• **The exercise**: The records that follow should be retyped word for word.

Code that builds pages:
-- begin --

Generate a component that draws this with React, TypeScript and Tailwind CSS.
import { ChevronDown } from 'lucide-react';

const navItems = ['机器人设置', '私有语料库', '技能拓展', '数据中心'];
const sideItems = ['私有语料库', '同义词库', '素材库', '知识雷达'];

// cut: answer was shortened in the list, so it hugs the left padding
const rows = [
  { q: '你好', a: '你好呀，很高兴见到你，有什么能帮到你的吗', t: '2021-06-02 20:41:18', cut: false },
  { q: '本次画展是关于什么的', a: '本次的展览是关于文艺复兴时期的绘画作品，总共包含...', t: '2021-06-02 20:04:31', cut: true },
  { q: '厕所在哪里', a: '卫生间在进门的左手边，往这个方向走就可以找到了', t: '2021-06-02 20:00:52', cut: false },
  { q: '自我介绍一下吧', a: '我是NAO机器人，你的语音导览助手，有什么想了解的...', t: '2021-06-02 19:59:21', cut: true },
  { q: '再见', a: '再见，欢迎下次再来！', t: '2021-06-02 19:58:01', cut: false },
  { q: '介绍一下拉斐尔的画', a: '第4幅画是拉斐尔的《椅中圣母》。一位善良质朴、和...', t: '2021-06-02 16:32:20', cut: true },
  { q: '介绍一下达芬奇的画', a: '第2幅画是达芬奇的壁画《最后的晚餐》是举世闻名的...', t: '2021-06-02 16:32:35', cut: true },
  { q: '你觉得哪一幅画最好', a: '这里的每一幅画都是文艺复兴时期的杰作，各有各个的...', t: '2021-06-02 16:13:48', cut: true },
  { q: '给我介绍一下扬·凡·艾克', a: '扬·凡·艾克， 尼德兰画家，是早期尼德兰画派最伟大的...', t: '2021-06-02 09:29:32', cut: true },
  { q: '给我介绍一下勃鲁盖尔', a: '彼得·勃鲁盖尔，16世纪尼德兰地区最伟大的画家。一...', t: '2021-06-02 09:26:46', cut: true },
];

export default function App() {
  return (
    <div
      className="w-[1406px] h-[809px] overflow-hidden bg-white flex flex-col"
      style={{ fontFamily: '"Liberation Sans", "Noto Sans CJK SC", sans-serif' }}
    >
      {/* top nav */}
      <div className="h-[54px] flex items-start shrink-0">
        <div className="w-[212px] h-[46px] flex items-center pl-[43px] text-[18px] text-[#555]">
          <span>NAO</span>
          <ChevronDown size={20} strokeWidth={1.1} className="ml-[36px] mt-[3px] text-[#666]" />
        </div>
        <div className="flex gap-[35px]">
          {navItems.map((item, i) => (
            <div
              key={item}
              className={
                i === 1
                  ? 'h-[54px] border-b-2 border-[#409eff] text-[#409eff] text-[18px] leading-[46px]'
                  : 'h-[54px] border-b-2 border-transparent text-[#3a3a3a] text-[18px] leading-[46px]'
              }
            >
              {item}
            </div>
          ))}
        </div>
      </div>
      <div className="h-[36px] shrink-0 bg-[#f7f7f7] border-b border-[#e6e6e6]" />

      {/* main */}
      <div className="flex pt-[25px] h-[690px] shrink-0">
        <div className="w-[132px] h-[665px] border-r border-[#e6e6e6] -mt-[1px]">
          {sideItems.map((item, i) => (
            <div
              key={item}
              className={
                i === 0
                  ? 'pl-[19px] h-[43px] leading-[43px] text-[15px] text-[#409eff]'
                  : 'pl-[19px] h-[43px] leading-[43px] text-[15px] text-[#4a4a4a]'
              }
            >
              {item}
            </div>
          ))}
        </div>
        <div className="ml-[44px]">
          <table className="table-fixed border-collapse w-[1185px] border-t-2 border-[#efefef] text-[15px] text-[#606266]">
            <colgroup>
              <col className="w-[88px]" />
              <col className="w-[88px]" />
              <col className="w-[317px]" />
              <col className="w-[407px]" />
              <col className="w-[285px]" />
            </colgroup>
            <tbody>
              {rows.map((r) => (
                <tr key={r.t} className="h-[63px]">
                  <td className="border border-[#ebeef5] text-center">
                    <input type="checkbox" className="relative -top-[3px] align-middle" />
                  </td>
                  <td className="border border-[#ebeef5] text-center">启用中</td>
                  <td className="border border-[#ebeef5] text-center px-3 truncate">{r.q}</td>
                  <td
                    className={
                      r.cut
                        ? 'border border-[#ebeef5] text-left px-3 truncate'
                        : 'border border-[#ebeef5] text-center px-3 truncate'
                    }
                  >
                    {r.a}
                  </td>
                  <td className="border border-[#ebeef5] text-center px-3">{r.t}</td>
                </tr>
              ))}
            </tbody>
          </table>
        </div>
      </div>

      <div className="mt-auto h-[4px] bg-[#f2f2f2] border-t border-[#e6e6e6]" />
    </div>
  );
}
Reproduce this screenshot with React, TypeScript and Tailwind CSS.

-- end --

• **Result of the exercise**:
Generate a component that draws this with React, TypeScript and Tailwind CSS.
import { ChevronDown } from 'lucide-react';

const navItems = ['机器人设置', '私有语料库', '技能拓展', '数据中心'];
const sideItems = ['私有语料库', '同义词库', '素材库', '知识雷达'];

// cut: answer was shortened in the list, so it hugs the left padding
const rows = [
  { q: '你好', a: '你好呀，很高兴见到你，有什么能帮到你的吗', t: '2021-06-02 20:41:18', cut: false },
  { q: '本次画展是关于什么的', a: '本次的展览是关于文艺复兴时期的绘画作品，总共包含...', t: '2021-06-02 20:04:31', cut: true },
  { q: '厕所在哪里', a: '卫生间在进门的左手边，往这个方向走就可以找到了', t: '2021-06-02 20:00:52', cut: false },
  { q: '自我介绍一下吧', a: '我是NAO机器人，你的语音导览助手，有什么想了解的...', t: '2021-06-02 19:59:21', cut: true },
  { q: '再见', a: '再见，欢迎下次再来！', t: '2021-06-02 19:58:01', cut: false },
  { q: '介绍一下拉斐尔的画', a: '第4幅画是拉斐尔的《椅中圣母》。一位善良质朴、和...', t: '2021-06-02 16:32:20', cut: true },
  { q: '介绍一下达芬奇的画', a: '第2幅画是达芬奇的壁画《最后的晚餐》是举世闻名的...', t: '2021-06-02 16:32:35', cut: true },
  { q: '你觉得哪一幅画最好', a: '这里的每一幅画都是文艺复兴时期的杰作，各有各个的...', t: '2021-06-02 16:13:48', cut: true },
  { q: '给我介绍一下扬·凡·艾克', a: '扬·凡·艾克， 尼德兰画家，是早期尼德兰画派最伟大的...', t: '2021-06-02 09:29:32', cut: true },
  { q: '给我介绍一下勃鲁盖尔', a: '彼得·勃鲁盖尔，16世纪尼德兰地区最伟大的画家。一...', t: '2021-06-02 09:26:46', cut: true },
];

export default function App() {
  return (
    <div
      className="w-[1406px] h-[809px] overflow-hidden bg-white flex flex-col"
      style={{ fontFamily: '"Liberation Sans", "Noto Sans CJK SC", sans-serif' }}
    >
      {/* top nav */}
      <div className="h-[54px] flex items-start shrink-0">
        <div className="w-[212px] h-[46px] flex items-center pl-[43px] text-[18px] text-[#555]">
          <span>NAO</span>
          <ChevronDown size={20} strokeWidth={1.1} className="ml-[36px] mt-[3px] text-[#666]" />
        </div>
        <div className="flex gap-[35px]">
          {navItems.map((item, i) => (
            <div
              key={item}
              className={
                i === 1
                  ? 'h-[54px] border-b-2 border-[#409eff] text-[#409eff] text-[18px] leading-[46px]'
                  : 'h-[54px] border-b-2 border-transparent text-[#3a3a3a] text-[18px] leading-[46px]'
              }
            >
              {item}
            </div>
          ))}
        </div>
      </div>
      <div className="h-[36px] shrink-0 bg-[#f7f7f7] border-b border-[#e6e6e6]" />

      {/* main */}
      <div className="flex pt-[25px] h-[690px] shrink-0">
        <div className="w-[132px] h-[665px] border-r border-[#e6e6e6] -mt-[1px]">
          {sideItems.map((item, i) => (
            <div
              key={item}
              className={
                i === 0
                  ? 'pl-[19px] h-[43px] leading-[43px] text-[15px] text-[#409eff]'
                  : 'pl-[19px] h-[43px] leading-[43px] text-[15px] text-[#4a4a4a]'
              }
            >
              {item}
            </div>
          ))}
        </div>
        <div className="ml-[44px]">
          <table className="table-fixed border-collapse w-[1185px] border-t-2 border-[#efefef] text-[15px] text-[#606266]">
            <colgroup>
              <col className="w-[88px]" />
              <col className="w-[88px]" />
              <col className="w-[317px]" />
              <col className="w-[407px]" />
              <col className="w-[285px]" />
            </colgroup>
            <tbody>
              {rows.map((r) => (
                <tr key={r.t} className="h-[63px]">
                  <td className="border border-[#ebeef5] text-center">
                    <input type="checkbox" className="relative -top-[3px] align-middle" />
                  </td>
                  <td className="border border-[#ebeef5] text-center">启用中</td>
                  <td className="border border-[#ebeef5] text-center px-3 truncate">{r.q}</td>
                  <td
                    className={
                      r.cut
                        ? 'border border-[#ebeef5] text-left px-3 truncate'
                        : 'border border-[#ebeef5] text-center px-3 truncate'
                    }
                  >
                    {r.a}
                  </td>
                  <td className="border border-[#ebeef5] text-center px-3">{r.t}</td>
                </tr>
              ))}
            </tbody>
          </table>
        </div>
      </div>

      <div className="mt-auto h-[4px] bg-[#f2f2f2] border-t border-[#e6e6e6]" />
    </div>
  );
}
Reproduce this screenshot with React, TypeScript and Tailwind CSS.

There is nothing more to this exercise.